Enquanto isso, quem constrói de verdade — desenvolvedores, analistas, designers — grita por ajuda. Mas a decisão sobe cega, surda e triunfante. Porque questionar um executivo é perigoso. Porque recusar uma ordem insana é motivo para ser rotulado de “resistente à mudança”. Porque pedir contexto virou heresia. Assim, o ciclo se mantém: executivos deliram, times obedecem, produtos são lançados sem propósito, falham, e são rapidamente rebatizados em um novo “reposicionamento estratégico”.
Voltemos à metáfora do cirurgião. A cirurgia dá errado: demissões em massa. O paciente não reage bem: times exaustos, projetos abandonados, burnout generalizado. A família — o board — pergunta o que houve: “Foram circunstâncias externas. Fizemos o nosso melhor.” E todos aceitam, porque é mais fácil manter o jogo do que assumir que estamos entregando o bisturi na mão de quem nunca cortou.
A cultura corporativa matou o senso crítico com metas arbitrárias, jargões ocos e uma estrutura hierárquica que premia quem mente bem. Hoje, basta um executivo dizer que vai cortar 30% da equipe para “aumentar a eficiência” que todos acenam com a cabeça, mesmo que ele não saiba o que o time faz, mesmo que não haja dados que sustentem a decisão, mesmo que isso destrua o produto. Não importa. O importante é parecer que há um plano.
E tudo se repete: volta ao escritório, adoção apressada de IA, metas exponenciais com times reduzidos. Comando, obediência, desastre, rebranding, promoção. A liderança nunca é responsabilizada. A base sempre paga a conta. A anestesia coletiva se renova. O teatro continua.

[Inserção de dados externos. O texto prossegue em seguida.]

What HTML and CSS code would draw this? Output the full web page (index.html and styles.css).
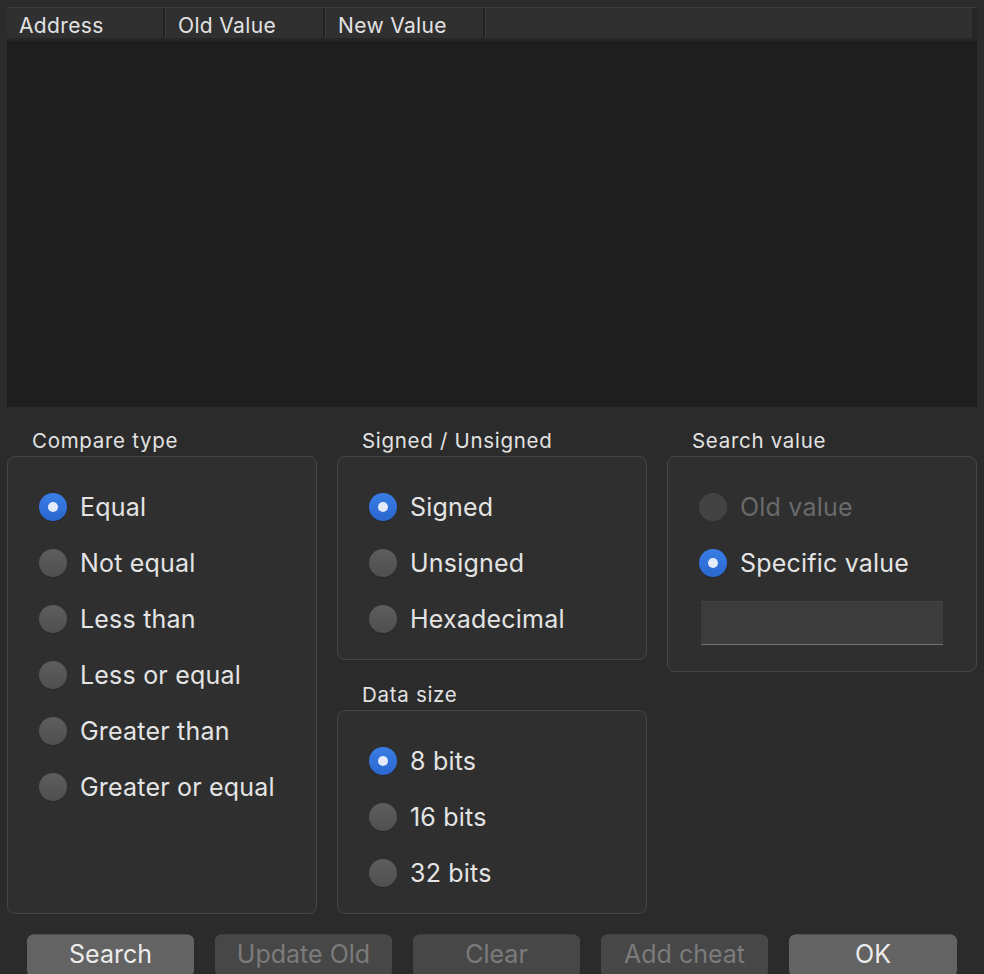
FILE: index.html
```html
<!DOCTYPE html>
<html>
<head>
<meta charset="utf-8">
<link rel="stylesheet" href="styles.css">
</head>
<body>
<div class="window">
  <div class="table">
    <div class="thead">
      <div class="th">Address</div>
      <div class="th">Old Value</div>
      <div class="th">New Value</div>
      <div class="th th-fill"></div>
      <div class="th-gutter"></div>
    </div>
    <div class="tbody"></div>
  </div>

  <div class="controls">
    <div class="col">
      <div class="title">Compare type</div>
      <div class="box box-compare">
        <div class="radio-row"><span class="radio on"></span><span class="label">Equal</span></div>
        <div class="radio-row"><span class="radio"></span><span class="label">Not equal</span></div>
        <div class="radio-row"><span class="radio"></span><span class="label">Less than</span></div>
        <div class="radio-row"><span class="radio"></span><span class="label">Less or equal</span></div>
        <div class="radio-row"><span class="radio"></span><span class="label">Greater than</span></div>
        <div class="radio-row"><span class="radio"></span><span class="label">Greater or equal</span></div>
      </div>
    </div>
    <div class="col">
      <div class="title">Signed / Unsigned</div>
      <div class="box box-small">
        <div class="radio-row"><span class="radio on"></span><span class="label">Signed</span></div>
        <div class="radio-row"><span class="radio"></span><span class="label">Unsigned</span></div>
        <div class="radio-row"><span class="radio"></span><span class="label">Hexadecimal</span></div>
      </div>
      <div class="title title-second">Data size</div>
      <div class="box box-small">
        <div class="radio-row"><span class="radio on"></span><span class="label">8 bits</span></div>
        <div class="radio-row"><span class="radio"></span><span class="label">16 bits</span></div>
        <div class="radio-row"><span class="radio"></span><span class="label">32 bits</span></div>
      </div>
    </div>
    <div class="col">
      <div class="title">Search value</div>
      <div class="box box-search">
        <div class="radio-row"><span class="radio disabled"></span><span class="label label-disabled">Old value</span></div>
        <div class="radio-row"><span class="radio on"></span><span class="label">Specific value</span></div>
        <div class="input"></div>
      </div>
    </div>
  </div>

  <div class="buttons">
    <div class="btn btn-search">Search</div>
    <div class="btn btn-off btn-update">Update Old</div>
    <div class="btn btn-off">Clear</div>
    <div class="btn btn-off">Add cheat</div>
    <div class="btn btn-ok">OK</div>
  </div>
</div>
</body>
</html>
```

FILE: styles.css
```css
html, body {
  margin: 0;
  padding: 0;
}
body {
  background: #2b2b2b;
  width: 984px;
  height: 974px;
  overflow: hidden;
  font-family: "Inter", "Liberation Sans", sans-serif;
  color: #e2e2e2;
}
.window {
  padding: 7px 7px 0 7px;
}
.table {
  width: 970px;
  height: 400px;
  background: #1e1e1e;
  display: flex;
  flex-direction: column;
}
.thead {
  display: flex;
  height: 30px;
  border-top: 1px solid #3b3b3b;
  border-bottom: 3px solid #262626;
  background: #303030;
}
.th {
  width: 145px;
  padding-left: 12px;
  font-size: 21px;
  letter-spacing: 0.35px;
  line-height: 30px;
  padding-top: 3px;
  height: 27px;
  overflow: hidden;
  color: #e2e2e2;
  border-right: 2px solid #222222;
  border-left: 1px solid #3e3e3e;
  box-sizing: content-box;
}
.th:first-child {
  border-left: none;
  width: 144px;
}
.th-fill {
  flex: 1;
  border-right: 1px solid #262626;
}
.th-gutter {
  width: 4px;
  background: #262626;
}
.tbody {
  flex: 1;
}
.controls {
  display: grid;
  grid-template-columns: 310px 310px 310px;
  column-gap: 20px;
  height: 507px;
}
.col {
  display: flex;
  flex-direction: column;
}
.title {
  font-size: 20.5px;
  letter-spacing: 0.7px;
  line-height: 24px;
  height: 24px;
  margin-top: 22px;
  margin-bottom: 3px;
  padding-left: 25px;
  color: #e2e2e2;
}
.title-second {
  margin-top: 23px;
}
.box {
  box-sizing: border-box;
  border: 1px solid #464646;
  border-radius: 8px;
  background: #2f2f2f;
  padding: 22px 0 0 31px;
}
.box-compare {
  height: 458px;
}
.box-small {
  height: 204px;
}
.box-search {
  height: 216px;
}
.radio-row {
  display: flex;
  align-items: center;
  height: 56px;
}
.radio {
  width: 28px;
  height: 28px;
  border-radius: 50%;
  box-sizing: border-box;
  background: linear-gradient(#5d5d5d, #4f4f4f);
  box-shadow: 0 0.5px 1px rgba(0,0,0,0.35);
  margin-right: 13px;
  position: relative;
  flex: none;
}
.radio.on {
  background: linear-gradient(#3a7ee6, #2a67cf);
}
.radio.on::after {
  content: "";
  position: absolute;
  left: 9px;
  top: 9px;
  width: 10px;
  height: 10px;
  border-radius: 50%;
  background: #e4ecfb;
}
.radio.disabled {
  background: #434343;
  box-shadow: none;
}
.label {
  font-size: 25px;
  letter-spacing: 0.2px;
  color: #e4e4e4;
  line-height: 30px;
}
.label-disabled {
  color: #6a6a6a;
}
.input {
  margin-top: 10px;
  margin-left: 2px;
  width: 242px;
  height: 44px;
  box-sizing: border-box;
  background: #3c3c3c;
  border-top: 1px solid #454545;
  border-bottom: 1px solid #717171;
}
.buttons {
  display: flex;
  gap: 21px;
  padding-left: 20px;
  margin-top: 21px;
}
.btn {
  width: 167px;
  height: 42px;
  border-radius: 7px;
  background: #636363;
  color: #ececec;
  font-size: 25px;
  line-height: 38px;
  text-align: center;
  box-shadow: 0 -0.5px 0 #777;
}
.btn-off {
  background: #474747;
  color: #7b7b7b;
  box-shadow: 0 -0.5px 0 #555;
}
.btn-update {
  width: 177px;
}
.btn-ok {
  width: 168px;
}
```
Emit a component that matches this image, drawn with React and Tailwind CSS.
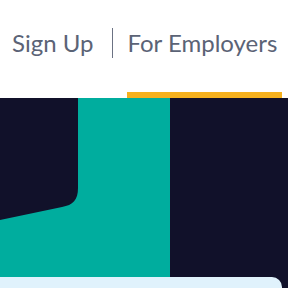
export default function App() {
  return (
    <div className="w-[288px] h-[288px] overflow-hidden bg-white" style={{ fontFamily: "Lato, 'Open Sans', sans-serif" }}>
      <div className="h-[98px] flex flex-col">
        <div className="flex items-center h-[92px] pb-[6px] text-[24px] text-[#5b6376] leading-none">
          <span className="ml-[12px]">Sign Up</span>
          <span className="ml-[19px] w-px h-[30px] bg-[#6b7283]"></span>
          <span className="ml-[14px]">For Employers</span>
        </div>
        <div className="ml-[127px] w-[155px] h-[6px] bg-[#f6b11e]"></div>
      </div>
      <div className="h-[190px] bg-[#11112a] flex flex-col">
        <div className="flex h-[179px]">
          <div className="w-[170px] h-full bg-[#00ad9e]">
            <svg width="170" height="179" viewBox="0 0 170 179" className="block">
              <path d="M0 0 H78 V90 C78 102 73 107 62 109 L0 122 Z" fill="#11112a" />
            </svg>
          </div>
        </div>
        <div className="w-[282px] flex-1 bg-[#e0f2fc] rounded-tr-[10px]"></div>
      </div>
    </div>
  );
}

Esse texto não é contra um executivo específico. É contra um modelo de liderança baseado em ego, vaidade e blefe. Um sistema que recompensa a performance do poder, e não a responsabilidade sobre ele. Um sistema onde quem constrói é descartável, e quem compromete a operação com decisões delirantes é premiado.
Chega. Não aceito mais ser operado por quem não sabe cortar. Não aceito trabalhar para quem não entende o que pede. Não aceito obedecer ordens de quem nunca construiu nada real. Chega de aplaudir quem mente bem. Chega de proteger incompetentes carismáticos. Chega de aceitar como normal o absurdo.
Eu não estou anestesiado, eu estou fora!